Mastering Data Transformation: Essential Strategies for ETL Pipelines

Mastering Data Transformation: Essential Strategies for ETL Pipelines

June 26, 2024

In our journey to build efficient and reliable ETL pipelines, one crucial step often overlooked is data validation and cleansing. No matter how well your data is extracted or loaded, if it’s inaccurate, incomplete, or inconsistent, your insights and decisions will be flawed.

What is Data Transformation?

Data transformation is the process of converting data from one format or structure into another.
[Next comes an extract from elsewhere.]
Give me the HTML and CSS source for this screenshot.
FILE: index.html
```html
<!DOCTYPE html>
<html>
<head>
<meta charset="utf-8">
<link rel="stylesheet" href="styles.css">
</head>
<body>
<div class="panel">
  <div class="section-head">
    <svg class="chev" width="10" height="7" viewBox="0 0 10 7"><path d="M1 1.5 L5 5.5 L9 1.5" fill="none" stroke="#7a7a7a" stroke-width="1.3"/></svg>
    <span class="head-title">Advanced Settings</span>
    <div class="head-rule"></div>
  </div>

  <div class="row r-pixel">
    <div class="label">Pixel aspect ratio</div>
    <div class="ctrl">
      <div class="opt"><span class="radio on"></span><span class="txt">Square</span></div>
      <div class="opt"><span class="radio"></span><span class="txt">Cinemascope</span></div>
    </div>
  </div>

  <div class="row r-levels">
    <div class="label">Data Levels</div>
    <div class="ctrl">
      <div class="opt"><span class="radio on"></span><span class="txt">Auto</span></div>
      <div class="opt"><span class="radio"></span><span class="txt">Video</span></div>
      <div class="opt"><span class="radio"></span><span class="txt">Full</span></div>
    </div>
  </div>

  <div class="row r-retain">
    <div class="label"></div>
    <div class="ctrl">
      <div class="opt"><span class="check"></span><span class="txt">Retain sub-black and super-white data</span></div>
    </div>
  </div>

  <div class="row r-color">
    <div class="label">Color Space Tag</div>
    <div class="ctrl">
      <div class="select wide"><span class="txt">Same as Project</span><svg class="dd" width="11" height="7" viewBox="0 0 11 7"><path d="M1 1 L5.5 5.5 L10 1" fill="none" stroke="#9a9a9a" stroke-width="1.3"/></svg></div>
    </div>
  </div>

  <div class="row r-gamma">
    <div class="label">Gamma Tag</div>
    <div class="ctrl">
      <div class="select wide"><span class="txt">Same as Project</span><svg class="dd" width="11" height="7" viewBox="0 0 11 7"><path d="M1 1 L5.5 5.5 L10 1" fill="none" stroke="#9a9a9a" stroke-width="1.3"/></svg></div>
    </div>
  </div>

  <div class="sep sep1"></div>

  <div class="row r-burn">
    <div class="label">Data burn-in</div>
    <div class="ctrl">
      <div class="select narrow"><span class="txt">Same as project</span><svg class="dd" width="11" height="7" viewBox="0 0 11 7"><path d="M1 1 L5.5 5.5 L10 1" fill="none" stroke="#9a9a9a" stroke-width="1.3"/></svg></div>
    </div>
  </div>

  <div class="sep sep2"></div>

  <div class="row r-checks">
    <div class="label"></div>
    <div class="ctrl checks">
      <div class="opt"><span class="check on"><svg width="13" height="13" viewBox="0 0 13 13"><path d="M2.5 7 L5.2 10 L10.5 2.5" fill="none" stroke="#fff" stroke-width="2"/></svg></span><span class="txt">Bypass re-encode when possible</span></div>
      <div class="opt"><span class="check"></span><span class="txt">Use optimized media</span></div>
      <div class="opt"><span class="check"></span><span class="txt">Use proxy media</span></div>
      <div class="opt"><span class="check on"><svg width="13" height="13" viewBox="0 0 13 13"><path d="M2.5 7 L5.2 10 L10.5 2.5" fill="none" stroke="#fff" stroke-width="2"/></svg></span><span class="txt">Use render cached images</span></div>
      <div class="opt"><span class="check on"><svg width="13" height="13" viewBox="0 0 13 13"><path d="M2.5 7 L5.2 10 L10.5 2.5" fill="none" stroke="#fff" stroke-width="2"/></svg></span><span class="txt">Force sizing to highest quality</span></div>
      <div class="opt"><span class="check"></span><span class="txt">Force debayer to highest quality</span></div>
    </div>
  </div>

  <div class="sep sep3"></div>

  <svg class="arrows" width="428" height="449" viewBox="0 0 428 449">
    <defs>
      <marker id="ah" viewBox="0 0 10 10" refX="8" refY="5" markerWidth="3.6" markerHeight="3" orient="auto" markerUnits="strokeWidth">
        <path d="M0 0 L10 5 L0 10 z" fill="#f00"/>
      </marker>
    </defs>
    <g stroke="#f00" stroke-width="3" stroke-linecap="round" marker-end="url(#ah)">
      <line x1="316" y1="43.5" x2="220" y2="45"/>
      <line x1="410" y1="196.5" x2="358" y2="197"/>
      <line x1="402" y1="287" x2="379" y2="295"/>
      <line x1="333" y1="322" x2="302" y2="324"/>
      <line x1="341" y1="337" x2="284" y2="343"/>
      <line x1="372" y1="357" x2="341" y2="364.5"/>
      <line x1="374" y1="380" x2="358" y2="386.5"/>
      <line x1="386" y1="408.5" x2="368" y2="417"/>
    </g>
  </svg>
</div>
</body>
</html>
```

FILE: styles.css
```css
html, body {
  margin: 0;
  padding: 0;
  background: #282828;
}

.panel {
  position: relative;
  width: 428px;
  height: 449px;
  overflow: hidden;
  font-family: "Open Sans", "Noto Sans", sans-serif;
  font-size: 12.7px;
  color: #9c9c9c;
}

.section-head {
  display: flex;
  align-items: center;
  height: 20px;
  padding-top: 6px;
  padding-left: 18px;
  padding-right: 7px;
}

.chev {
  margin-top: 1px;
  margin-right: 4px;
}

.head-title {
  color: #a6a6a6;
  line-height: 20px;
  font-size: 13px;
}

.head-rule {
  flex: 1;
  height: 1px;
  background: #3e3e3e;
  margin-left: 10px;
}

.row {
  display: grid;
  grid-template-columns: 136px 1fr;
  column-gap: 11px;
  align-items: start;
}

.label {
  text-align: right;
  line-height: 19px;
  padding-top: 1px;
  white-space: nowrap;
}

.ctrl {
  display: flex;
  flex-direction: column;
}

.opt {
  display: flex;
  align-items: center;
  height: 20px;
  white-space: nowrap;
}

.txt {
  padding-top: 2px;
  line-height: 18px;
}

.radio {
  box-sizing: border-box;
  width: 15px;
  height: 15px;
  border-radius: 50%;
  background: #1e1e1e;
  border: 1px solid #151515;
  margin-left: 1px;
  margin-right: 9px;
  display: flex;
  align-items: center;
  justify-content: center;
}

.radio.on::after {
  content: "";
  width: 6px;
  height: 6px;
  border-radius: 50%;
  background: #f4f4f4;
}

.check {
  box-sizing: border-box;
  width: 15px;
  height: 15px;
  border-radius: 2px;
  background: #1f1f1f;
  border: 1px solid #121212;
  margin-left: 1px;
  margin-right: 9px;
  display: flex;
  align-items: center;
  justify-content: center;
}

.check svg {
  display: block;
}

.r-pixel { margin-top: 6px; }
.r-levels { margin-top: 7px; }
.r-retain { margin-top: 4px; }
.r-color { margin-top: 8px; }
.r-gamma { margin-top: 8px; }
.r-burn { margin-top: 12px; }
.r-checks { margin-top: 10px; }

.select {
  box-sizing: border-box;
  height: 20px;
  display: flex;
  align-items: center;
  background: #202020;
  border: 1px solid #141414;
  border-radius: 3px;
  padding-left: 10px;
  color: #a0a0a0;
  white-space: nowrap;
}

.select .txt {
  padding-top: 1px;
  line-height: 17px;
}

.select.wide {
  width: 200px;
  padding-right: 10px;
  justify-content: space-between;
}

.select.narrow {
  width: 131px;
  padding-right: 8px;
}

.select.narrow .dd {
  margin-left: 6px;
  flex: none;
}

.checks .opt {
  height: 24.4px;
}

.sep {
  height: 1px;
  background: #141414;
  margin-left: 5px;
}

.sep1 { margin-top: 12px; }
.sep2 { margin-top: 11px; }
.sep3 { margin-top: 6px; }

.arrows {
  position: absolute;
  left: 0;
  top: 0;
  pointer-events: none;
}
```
It involves cleaning, enriching, and standardizing datasets so they align with business rules, analytical models, or database schemas.

Why is Data Transformation Important?

  • Improves Consistency: Standardized values (like dates, currencies, or categorical fields) make data comparable across sources.
  • Supports Analytics: Transformed data aligns with business KPIs, enabling accurate reporting and dashboards.
  • Prepares for ML: Machine learning models require structured, feature-ready data—transformation makes this possible.
  • Optimizes Storage: Aggregating and summarizing data reduces storage requirements and query complexity.
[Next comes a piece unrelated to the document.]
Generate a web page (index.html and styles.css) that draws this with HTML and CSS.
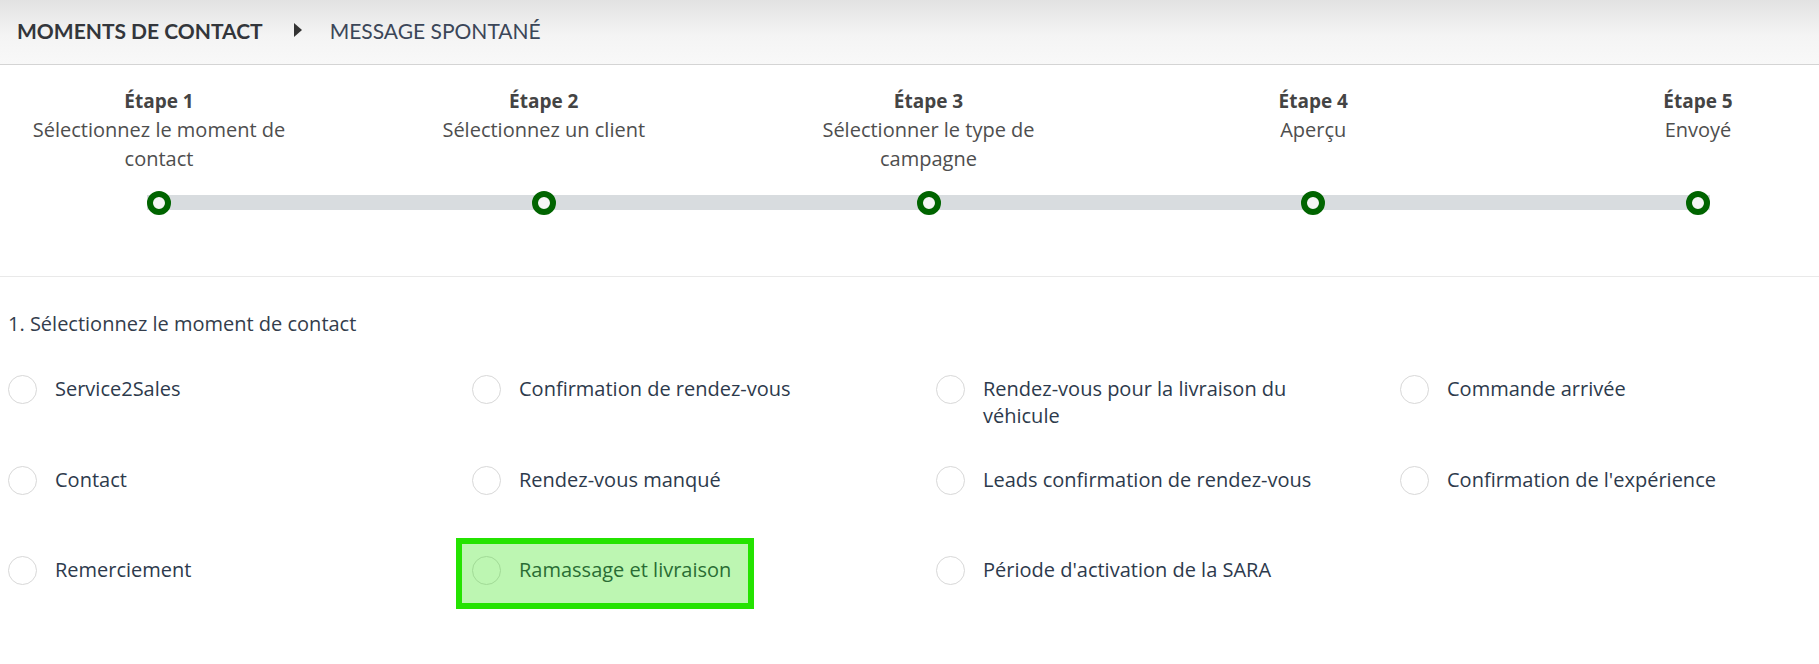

Key Data Transformation Strategies

  1. Normalization: Restructuring data to reduce redundancy (e.g., separating customer details into a dedicated table).
  2. Denormalization: Combining tables or fields to speed up queries and reporting.
  3. Aggregation: Summarizing data at different levels (daily, monthly, quarterly) for trend analysis.
  4. Pivoting and Unpivoting: Reshaping data between wide and long formats to support specific analytical models.
  5. Enrichment: Adding external data (like demographics, geolocation, or third-party APIs) to improve context.
  6. Feature Engineering: Creating new fields (e.g., customer lifetime value, churn risk scores) to power advanced analytics and ML.

Tools for Data Transformation

  • Pandas: Python’s go-to library for reshaping, aggregating, and cleaning data.
  • Apache Spark: Distributed processing for large-scale transformations.
  • dbt (Data Build Tool): SQL-based transformations with modular testing and version control.
  • AWS Glue: Managed service for large-scale ETL transformations with serverless execution.

Transformation is the bridge between raw data and actionable insights. The strategies you choose depend on your business goals, data volume, and technology stack.